In the context of abstract algebra or universal algebra, an **epimorphism** is simply a homomorphism onto or surjective homomorphism.

In the more general (and abstract) setting of category theory, an **epimorphism** (also called an **epic morphism**) is a morphism *f* : *X* → *Y* such that

*g*_{1} o f = *g*_{2} o f implies *g*_{1} = *g*_{2} for all morphisms *g*_{1}, *g*_{2} : *Y* → *Z*.

The dual of an epimorphism is a monomorphism (i.e. an epimorphism in a category *C* is a monomorphism in the dual category *C*^{op}).

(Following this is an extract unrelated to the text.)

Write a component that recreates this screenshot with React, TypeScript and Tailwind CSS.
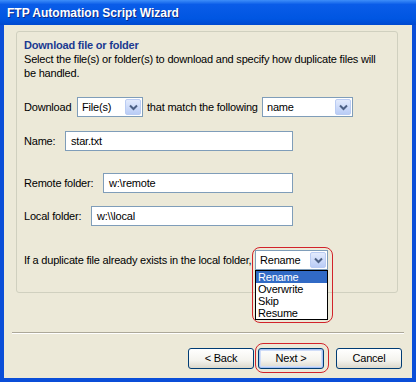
import React from "react";

function ComboArrow() {
  return (
    <span className="flex h-[16px] w-[16px] items-center justify-center rounded-[2px] border border-[#BACCF3] bg-[linear-gradient(to_bottom,#E3EBFD,#B9CCF6)]">
      <svg width="9" height="7" viewBox="0 0 9 7">
        <path d="M1 1.5 L4.5 5 L8 1.5" fill="none" stroke="#4D6185" strokeWidth="2" />
      </svg>
    </span>
  );
}

function Combo({ value, width }: { value: string; width: string }) {
  return (
    <div
      className={`flex h-[20px] items-center justify-between border border-[#7F9DB9] bg-white pl-[4px] pr-[1px] ${width}`}
    >
      <span>{value}</span>
      <ComboArrow />
    </div>
  );
}

function TextBox({ value, width }: { value: string; width: string }) {
  return (
    <div className={`flex h-[20px] items-center border border-[#7F9DB9] bg-white pl-[5px] ${width}`}>
      {value}
    </div>
  );
}

function Button({ label, isDefault }: { label: string; isDefault?: boolean }) {
  return (
    <div
      className={`flex h-[21px] w-[66px] items-center justify-center rounded-[3px] border border-[#003C74] bg-[linear-gradient(to_bottom,#FFFFFF,#F4F3EE_60%,#DCD8CC)] ${
        isDefault ? "shadow-[inset_0_0_0_1px_#A9C4F5,inset_0_0_0_2px_#D0DDF8]" : ""
      }`}
    >
      {label}
    </div>
  );
}

export default function App() {
  const options = ["Rename", "Overwrite", "Skip", "Resume"];
  return (
    <div className="flex h-[382px] w-[416px] flex-col bg-[#0A4ED8] font-['Liberation_Sans',Arial,sans-serif] text-[11px] tracking-[-0.2px] text-black">
      {/* title bar */}
      <div className="flex h-[25px] items-center bg-[linear-gradient(to_bottom,#3E8EF9_0%,#0A5CE8_18%,#0056E2_75%,#0049CF_100%)] pl-[7px] pt-[1px]">
        <span className="text-[12px] font-bold tracking-normal text-white [text-shadow:1px_1px_0_#0F2A86]">
          FTP Automation Script Wizard
        </span>
      </div>

      {/* client area */}
      <div className="mx-[4px] mb-[4px] flex flex-1 flex-col bg-[#ECE9D8]">
        {/* group box */}
        <div className="ml-[12px] mr-[14px] mt-[6px] flex h-[262px] flex-col rounded-[3px] border border-[#D0D0BF] pl-[7px] pt-[6px]">
          <div className="h-[14px] leading-[14px] font-bold text-[#1B3A91]">Download file or folder</div>
          <div className="leading-[14px] whitespace-nowrap">
            Select the file(s) or folder(s) to download and specify how duplicate files will
            <br />
            be handled.
          </div>

          <div className="mt-[17px] flex items-center">
            <span className="w-[53px]">Download</span>
            <Combo value="File(s)" width="w-[66px]" />
            <span className="w-[119px] pl-[4px] whitespace-nowrap">that match the following</span>
            <Combo value="name" width="w-[91px]" />
          </div>

          <div className="mt-[14px] flex items-center">
            <span className="w-[41px]">Name:</span>
            <TextBox value="star.txt" width="w-[228px]" />
          </div>

          <div className="mt-[22px] flex items-center">
            <span className="w-[79px]">Remote folder:</span>
            <TextBox value="w:\remote" width="w-[190px]" />
          </div>

          <div className="mt-[13px] flex items-center">
            <span className="w-[67px]">Local folder:</span>
            <TextBox value="w:\\local" width="w-[202px]" />
          </div>

          <div className="mt-[24px] flex items-center">
            <span className="w-[231px] whitespace-nowrap">If a duplicate file already exists in the local folder,</span>
            <div className="relative">
              <Combo value="Rename" width="w-[73px]" />
              <div className="absolute left-0 top-[20px] z-10 w-[73px] border border-black bg-white">
                {options.map((o, i) => (
                  <div
                    key={o}
                    className={`h-[12px] pl-[2px] leading-[12px] ${i === 0 ? "bg-[#316AC5] text-white" : ""}`}
                  >
                    {o}
                  </div>
                ))}
              </div>
              <div className="pointer-events-none absolute -left-[3px] -right-[5px] -top-[3px] z-20 h-[76px] rounded-[8px] border border-[#D2232A]" />
            </div>
          </div>
        </div>

        {/* separator */}
        <div className="mx-[8px] mt-[39px] h-[2px] border-b border-t border-[#ACA899] border-b-white" />

        {/* buttons */}
        <div className="mr-[10px] mt-[14px] flex justify-end">
          <Button label="< Back" />
          <div className="relative ml-[4px]">
            <Button label="Next >" isDefault />
            <div className="pointer-events-none absolute -bottom-[4px] -left-[3px] -right-[5px] -top-[5px] rounded-[8px] border border-[#D2232A]" />
          </div>
          <div className="ml-[12px]">
            <Button label="Cancel" />
          </div>
        </div>
      </div>
    </div>
  );
}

In the category of sets the epimorphisms are exactly the surjective morphisms. Thus the algebraic and categorical notions are the same. This, however, does not always hold in other concrete categories. For example:

- In the category of monoids,
**Mon**, the inclusion function **N** → **Z** is a non-surjective monoid homomorphism, and hence *not* an algebraic epimorphism. It is, however, a epimorphism in the categorical sense.
- In the category of rings,
**Ring**, the inclusion map **Z** → **Q** is a categorical epimorphism but not an algebraic one. (To see this note that any ring homomorphism on **Q** is determined entirely by its action on **Z**).

In general, algebraic epimorphisms are always categorical ones but not vice-versa.

There are also useful concepts of **regular epimorphism** and **extremal epimorphism**. A regular epimorphism coequalizes some parallel pair of morphisms. An extremal epimorphism is an epimorphism that has no monomorphism as a second factor, unless that monomorphism is an isomorphism.